AIM OF THE EXERCISE
Give only the number of lines in the listing below where the string "React" occurs.

SUPPLIED INFORMATION
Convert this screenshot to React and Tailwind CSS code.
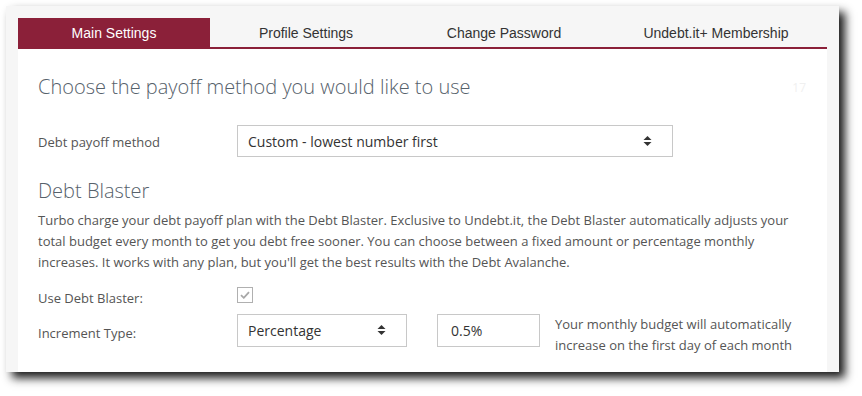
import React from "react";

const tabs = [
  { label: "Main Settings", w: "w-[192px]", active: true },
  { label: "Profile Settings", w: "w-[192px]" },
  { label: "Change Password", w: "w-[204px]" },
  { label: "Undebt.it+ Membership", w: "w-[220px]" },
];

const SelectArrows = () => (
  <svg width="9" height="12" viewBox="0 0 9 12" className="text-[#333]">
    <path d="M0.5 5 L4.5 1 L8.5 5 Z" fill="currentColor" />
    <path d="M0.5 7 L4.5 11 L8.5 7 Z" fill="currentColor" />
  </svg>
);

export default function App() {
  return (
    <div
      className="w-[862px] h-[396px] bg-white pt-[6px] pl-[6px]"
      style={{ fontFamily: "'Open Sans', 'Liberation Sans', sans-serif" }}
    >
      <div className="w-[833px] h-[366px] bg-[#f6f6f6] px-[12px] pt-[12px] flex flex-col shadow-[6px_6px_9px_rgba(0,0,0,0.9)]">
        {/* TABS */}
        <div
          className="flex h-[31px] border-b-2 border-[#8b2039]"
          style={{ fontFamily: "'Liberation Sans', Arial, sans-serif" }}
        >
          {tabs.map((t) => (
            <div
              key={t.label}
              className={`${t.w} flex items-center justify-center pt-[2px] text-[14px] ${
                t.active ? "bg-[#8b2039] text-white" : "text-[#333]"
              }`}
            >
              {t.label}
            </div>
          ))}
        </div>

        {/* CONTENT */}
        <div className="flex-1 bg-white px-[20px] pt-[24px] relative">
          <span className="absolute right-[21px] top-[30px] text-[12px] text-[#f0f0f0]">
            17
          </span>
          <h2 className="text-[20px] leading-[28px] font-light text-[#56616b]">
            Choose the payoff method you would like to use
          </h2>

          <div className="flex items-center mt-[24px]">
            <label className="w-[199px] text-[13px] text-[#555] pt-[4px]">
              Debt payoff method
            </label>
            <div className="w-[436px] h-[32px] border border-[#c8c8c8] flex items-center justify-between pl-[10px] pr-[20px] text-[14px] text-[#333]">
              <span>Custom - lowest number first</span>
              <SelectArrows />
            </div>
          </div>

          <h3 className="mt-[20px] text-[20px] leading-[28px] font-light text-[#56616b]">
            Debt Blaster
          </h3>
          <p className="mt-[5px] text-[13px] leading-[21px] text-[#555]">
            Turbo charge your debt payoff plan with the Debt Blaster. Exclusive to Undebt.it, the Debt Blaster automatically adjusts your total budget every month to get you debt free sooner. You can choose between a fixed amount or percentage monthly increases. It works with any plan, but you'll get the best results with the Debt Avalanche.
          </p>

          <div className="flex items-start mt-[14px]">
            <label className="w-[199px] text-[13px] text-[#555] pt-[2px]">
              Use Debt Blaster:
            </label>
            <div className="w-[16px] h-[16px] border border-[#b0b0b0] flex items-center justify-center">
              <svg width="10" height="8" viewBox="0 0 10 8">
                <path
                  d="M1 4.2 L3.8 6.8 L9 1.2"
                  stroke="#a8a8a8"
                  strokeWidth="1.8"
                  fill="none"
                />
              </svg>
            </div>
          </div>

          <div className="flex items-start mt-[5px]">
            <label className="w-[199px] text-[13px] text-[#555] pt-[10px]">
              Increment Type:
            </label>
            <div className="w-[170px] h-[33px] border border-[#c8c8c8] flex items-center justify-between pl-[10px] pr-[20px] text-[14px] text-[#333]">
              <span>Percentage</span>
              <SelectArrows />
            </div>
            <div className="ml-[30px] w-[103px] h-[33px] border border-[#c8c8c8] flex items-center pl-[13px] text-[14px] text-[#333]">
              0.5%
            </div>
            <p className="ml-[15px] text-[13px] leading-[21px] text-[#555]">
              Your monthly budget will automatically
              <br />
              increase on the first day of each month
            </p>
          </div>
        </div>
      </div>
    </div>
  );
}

WRITTEN ANSWER
2